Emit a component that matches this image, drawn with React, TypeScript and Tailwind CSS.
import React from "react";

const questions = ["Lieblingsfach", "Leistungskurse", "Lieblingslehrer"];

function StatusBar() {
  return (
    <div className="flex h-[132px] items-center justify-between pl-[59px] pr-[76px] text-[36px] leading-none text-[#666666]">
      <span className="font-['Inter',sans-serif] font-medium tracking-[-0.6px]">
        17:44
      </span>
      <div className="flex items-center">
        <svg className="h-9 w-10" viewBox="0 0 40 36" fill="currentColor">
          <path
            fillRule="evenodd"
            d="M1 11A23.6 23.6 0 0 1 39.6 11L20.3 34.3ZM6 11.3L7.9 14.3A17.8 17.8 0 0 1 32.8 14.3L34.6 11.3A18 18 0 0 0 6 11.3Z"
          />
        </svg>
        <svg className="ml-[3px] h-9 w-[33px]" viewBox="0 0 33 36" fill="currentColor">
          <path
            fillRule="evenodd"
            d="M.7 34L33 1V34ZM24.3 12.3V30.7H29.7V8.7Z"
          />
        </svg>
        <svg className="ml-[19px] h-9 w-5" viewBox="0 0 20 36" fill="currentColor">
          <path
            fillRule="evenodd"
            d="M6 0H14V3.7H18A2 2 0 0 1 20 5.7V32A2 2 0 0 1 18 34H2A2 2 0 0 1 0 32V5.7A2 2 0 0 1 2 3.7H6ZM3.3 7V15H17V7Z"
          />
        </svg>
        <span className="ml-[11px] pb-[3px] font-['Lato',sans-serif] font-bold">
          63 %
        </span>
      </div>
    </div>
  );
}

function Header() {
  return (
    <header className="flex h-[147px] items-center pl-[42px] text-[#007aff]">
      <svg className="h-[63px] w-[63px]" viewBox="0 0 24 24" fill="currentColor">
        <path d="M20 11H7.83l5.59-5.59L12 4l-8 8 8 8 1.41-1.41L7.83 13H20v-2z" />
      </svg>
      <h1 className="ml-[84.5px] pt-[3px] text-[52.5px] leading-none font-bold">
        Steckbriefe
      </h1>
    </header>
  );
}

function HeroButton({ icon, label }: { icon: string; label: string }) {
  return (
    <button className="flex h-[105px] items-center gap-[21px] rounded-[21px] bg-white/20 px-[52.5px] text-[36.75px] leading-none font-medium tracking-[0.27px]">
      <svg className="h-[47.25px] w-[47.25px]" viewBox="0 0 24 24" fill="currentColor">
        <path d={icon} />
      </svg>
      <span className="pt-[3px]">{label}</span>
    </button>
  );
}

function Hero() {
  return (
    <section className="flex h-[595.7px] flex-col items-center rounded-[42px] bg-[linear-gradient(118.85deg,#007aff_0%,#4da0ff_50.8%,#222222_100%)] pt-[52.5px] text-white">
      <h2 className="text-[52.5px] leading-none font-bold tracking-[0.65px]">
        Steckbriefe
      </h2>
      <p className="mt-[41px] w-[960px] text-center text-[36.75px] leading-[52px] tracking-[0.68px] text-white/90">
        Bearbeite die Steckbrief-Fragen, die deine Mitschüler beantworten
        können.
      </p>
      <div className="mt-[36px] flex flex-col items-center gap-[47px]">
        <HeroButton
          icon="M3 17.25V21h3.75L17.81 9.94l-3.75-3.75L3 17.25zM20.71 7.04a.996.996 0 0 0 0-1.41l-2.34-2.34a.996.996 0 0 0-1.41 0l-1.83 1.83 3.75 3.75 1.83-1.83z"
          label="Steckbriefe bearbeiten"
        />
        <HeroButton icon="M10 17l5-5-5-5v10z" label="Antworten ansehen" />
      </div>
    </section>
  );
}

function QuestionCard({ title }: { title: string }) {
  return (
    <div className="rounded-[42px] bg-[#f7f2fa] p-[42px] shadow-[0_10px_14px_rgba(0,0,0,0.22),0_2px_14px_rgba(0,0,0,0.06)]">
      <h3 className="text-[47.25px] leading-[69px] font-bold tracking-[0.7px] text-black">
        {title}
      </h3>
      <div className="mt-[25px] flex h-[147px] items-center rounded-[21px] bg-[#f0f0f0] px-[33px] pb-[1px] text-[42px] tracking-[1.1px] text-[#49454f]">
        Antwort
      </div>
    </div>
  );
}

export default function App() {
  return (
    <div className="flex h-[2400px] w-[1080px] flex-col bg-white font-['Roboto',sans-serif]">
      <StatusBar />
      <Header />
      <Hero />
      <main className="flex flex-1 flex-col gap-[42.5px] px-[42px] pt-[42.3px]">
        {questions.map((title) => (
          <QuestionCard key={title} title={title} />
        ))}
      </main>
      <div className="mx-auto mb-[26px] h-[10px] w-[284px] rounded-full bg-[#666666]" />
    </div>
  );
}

+ + + + + + +

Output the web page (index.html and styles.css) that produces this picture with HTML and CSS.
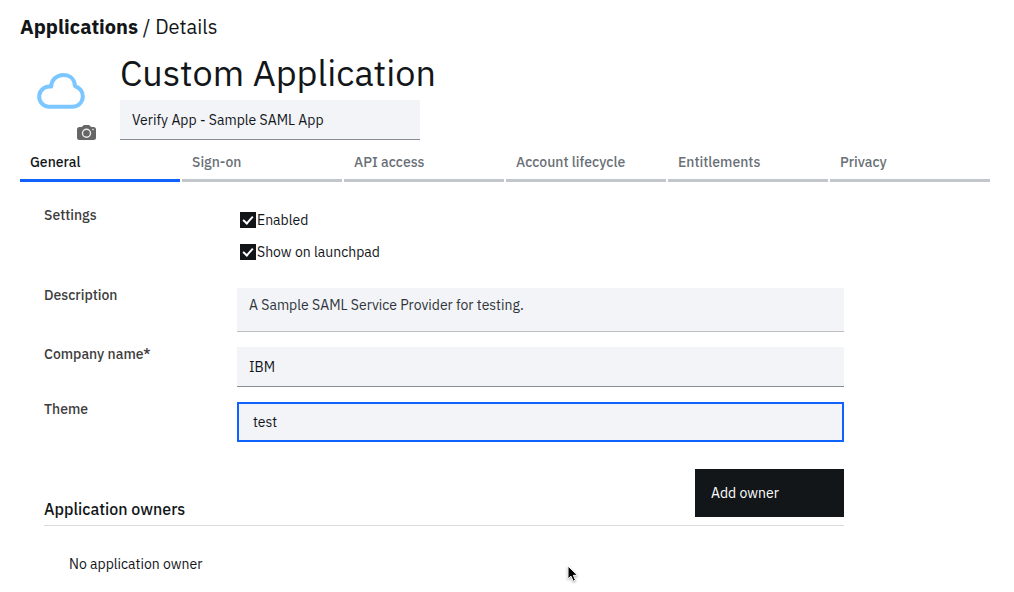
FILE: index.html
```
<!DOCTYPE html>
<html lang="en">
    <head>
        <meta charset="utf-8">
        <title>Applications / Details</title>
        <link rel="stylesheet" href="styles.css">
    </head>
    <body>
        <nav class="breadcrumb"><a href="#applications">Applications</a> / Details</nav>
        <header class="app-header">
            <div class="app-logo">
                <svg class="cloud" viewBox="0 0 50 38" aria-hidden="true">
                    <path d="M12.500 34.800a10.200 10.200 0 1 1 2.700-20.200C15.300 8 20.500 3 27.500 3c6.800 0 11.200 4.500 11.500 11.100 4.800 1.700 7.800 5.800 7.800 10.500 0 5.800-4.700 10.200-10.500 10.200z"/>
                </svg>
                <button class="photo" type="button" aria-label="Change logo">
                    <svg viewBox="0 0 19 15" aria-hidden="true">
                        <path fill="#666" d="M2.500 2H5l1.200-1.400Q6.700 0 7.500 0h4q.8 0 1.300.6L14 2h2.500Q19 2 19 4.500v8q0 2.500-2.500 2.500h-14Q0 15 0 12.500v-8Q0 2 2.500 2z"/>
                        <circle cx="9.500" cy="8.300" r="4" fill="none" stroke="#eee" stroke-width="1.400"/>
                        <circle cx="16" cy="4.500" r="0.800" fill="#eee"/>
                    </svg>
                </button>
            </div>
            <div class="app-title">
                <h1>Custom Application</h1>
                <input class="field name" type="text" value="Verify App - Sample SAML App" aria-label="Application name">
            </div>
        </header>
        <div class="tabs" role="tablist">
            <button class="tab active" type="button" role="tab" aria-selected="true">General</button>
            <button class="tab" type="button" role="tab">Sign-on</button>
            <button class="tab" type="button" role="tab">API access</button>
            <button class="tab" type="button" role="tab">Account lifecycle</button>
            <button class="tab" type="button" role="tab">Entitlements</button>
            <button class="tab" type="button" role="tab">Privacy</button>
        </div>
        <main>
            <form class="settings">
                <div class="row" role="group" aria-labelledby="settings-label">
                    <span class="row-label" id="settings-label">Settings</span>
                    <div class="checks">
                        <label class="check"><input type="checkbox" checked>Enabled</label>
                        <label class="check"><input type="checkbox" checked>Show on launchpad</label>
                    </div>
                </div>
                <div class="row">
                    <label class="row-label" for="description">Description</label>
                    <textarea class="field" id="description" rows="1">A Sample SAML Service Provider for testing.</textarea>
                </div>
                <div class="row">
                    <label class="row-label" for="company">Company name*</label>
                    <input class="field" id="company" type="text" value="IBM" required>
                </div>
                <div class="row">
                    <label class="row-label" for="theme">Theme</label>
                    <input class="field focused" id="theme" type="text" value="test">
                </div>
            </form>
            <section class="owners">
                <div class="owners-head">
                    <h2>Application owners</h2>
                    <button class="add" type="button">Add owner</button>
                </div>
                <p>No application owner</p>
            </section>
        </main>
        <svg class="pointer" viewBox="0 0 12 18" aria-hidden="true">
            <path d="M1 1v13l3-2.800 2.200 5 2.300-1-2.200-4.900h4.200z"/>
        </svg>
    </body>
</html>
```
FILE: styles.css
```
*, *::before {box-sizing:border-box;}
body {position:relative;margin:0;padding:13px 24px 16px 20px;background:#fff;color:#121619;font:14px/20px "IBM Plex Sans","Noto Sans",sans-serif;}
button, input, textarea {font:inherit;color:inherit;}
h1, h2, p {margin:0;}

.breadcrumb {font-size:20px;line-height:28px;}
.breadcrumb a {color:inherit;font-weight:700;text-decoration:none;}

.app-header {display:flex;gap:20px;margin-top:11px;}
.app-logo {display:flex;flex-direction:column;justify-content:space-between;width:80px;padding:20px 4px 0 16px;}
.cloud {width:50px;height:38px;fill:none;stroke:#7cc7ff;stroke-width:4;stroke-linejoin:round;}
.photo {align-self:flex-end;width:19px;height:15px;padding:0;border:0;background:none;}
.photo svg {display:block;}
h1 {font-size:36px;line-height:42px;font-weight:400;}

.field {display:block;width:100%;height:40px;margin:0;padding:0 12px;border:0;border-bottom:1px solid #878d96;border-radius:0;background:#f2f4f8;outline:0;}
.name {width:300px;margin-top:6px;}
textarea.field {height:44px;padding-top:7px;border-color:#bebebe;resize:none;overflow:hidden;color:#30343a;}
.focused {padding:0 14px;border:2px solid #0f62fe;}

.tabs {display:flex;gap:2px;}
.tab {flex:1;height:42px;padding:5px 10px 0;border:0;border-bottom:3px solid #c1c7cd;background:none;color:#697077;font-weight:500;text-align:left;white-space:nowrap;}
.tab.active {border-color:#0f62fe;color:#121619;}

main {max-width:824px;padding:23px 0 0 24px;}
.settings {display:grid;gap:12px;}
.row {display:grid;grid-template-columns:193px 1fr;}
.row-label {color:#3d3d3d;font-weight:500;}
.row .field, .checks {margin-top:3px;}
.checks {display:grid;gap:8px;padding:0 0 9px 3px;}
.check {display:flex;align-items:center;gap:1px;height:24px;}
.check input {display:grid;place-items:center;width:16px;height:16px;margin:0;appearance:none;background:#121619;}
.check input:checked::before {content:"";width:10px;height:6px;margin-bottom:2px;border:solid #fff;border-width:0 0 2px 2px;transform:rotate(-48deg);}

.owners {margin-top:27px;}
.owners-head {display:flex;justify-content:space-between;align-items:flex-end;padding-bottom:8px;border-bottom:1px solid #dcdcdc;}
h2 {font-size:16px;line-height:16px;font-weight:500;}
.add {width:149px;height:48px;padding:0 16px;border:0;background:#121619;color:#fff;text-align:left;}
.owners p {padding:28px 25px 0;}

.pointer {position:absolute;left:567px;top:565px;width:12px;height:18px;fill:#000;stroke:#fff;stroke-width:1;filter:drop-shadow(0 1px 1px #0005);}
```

+ + + + + + +

▶ SET PROBLEM: What is the number of lines above that contain the string "React"? Answer with the number alone.

▶ TASK RESULT: 2